Of course Ballantine’s is not alone. Also on the roster is Pernod’s very own Absolut Brazil, I Heart Brasil Sparkling Moscato, Funkin Brazilian cocktail mix and DI’s personal favourite Golden Shoe from Schwartze & Schlichte (pictured). There are more out there and no doubt more to come.
With Ballantine’s net sales at -4% for H1 2013/2014, a topical line extension seems like a good way to boost sales in the short term. But is such an image-lurch damaging to what is one of Scotch’s traditional brands? Not so according to Ballantine's. “It’s how you do it and how it fits with the brand – it had to feel right," says Moore. "Most people [spirit companies] will be looking at flavours.”
We have already seen Dewar’s Honey – not to mention the rumoured J&B Honey - so the good ship Flavoured Scotch (or spirit drink, to be precise) has well and truly sailed. So why not set the compass for Brazil and really make a killing?
In the flesh Ballantine’s Brasil isn’t the extravert concoction you might think. The lime is more a wink of an eye to Brazil than a citrus-kick in the face. Sugar too has been rationed – this is no saccharine-seduction. The spirit drink is designed to be mixed though and the signature cocktails, which will be promoted in global markets (mainly Europe), should work well with a younger audience – even if the purists may prefer a Caipirinha.

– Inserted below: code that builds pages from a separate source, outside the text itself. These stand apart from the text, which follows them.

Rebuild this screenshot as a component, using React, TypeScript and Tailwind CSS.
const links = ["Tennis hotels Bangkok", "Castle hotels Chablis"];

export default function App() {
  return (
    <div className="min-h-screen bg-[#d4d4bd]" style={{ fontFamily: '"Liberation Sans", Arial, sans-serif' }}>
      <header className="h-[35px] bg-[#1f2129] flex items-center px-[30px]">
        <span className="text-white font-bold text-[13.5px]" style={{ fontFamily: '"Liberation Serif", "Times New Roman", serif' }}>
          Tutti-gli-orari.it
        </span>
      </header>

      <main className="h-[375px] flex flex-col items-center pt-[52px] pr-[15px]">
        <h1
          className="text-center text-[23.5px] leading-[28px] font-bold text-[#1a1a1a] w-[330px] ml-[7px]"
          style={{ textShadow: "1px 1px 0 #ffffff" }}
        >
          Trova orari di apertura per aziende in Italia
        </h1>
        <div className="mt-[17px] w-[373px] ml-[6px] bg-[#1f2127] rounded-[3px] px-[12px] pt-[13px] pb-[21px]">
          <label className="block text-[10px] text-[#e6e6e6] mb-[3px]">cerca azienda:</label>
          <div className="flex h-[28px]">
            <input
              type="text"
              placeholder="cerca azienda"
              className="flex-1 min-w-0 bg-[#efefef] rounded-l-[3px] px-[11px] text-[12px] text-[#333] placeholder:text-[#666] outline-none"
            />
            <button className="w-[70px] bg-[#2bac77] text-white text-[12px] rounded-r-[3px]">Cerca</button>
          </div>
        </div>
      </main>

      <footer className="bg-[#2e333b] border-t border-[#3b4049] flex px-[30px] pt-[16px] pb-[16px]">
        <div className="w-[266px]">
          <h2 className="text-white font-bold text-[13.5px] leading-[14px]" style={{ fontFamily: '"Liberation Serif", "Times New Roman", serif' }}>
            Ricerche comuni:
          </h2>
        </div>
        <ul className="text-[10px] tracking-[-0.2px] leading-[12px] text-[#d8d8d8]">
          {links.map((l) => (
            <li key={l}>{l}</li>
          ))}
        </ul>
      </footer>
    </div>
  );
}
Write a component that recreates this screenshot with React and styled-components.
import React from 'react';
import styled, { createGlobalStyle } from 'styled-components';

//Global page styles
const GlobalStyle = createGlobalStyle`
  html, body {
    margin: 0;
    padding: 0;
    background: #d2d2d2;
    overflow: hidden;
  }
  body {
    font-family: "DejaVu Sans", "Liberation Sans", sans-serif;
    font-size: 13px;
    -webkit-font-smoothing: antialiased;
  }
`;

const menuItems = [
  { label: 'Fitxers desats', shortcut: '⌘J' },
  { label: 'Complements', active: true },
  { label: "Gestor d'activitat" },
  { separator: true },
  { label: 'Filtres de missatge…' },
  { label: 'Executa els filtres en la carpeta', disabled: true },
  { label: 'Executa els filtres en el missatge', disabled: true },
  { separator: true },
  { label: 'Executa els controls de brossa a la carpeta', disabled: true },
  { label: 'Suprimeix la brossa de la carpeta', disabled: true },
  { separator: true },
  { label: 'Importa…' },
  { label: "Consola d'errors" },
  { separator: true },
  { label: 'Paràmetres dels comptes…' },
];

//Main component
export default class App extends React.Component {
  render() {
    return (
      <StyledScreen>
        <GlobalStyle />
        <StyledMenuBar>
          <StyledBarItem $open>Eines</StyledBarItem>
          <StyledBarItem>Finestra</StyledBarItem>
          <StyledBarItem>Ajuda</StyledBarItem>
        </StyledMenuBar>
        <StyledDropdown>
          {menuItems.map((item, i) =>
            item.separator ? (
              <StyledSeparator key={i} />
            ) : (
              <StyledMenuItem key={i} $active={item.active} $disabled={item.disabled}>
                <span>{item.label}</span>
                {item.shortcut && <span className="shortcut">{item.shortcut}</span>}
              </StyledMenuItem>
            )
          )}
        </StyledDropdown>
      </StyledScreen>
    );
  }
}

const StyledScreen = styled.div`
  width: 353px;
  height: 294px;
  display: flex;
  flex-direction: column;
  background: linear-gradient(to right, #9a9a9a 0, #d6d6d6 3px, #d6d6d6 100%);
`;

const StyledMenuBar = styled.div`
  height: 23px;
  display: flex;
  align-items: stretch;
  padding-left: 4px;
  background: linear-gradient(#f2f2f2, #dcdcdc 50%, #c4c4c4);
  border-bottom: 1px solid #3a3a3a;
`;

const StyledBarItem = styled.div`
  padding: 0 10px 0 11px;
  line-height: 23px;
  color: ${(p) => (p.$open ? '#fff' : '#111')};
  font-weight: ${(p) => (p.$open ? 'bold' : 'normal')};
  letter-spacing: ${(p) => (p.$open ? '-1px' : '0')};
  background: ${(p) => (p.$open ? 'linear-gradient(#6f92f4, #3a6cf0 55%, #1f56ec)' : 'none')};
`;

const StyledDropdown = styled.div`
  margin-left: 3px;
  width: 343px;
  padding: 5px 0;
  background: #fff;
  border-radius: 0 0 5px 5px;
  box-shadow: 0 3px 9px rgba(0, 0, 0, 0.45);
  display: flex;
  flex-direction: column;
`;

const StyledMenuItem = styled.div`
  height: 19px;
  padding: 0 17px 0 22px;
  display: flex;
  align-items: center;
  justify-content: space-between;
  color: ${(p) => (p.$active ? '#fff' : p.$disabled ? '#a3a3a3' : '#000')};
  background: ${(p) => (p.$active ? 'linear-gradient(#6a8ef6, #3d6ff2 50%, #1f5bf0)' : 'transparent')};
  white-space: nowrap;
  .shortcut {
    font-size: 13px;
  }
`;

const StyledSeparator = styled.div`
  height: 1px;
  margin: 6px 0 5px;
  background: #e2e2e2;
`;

With Pernod’s Chivas Regal and Royal Salute offering blended glitz, there’s room down market for a more playful scotch brand and it appears that brand is to be Ballantine’s. And perhaps it’s simplistic to say Ballantine’s Brasil is all about opportunism. Brazil is a positive, vibrant place that brands want to be associated with – sporting tournaments or not. If it was all about the World Cup then we could expect to see Ballantine’s Russia in 2018 or even Ballantine’s Qatar for 2022, both of which seem a trifle unlikely.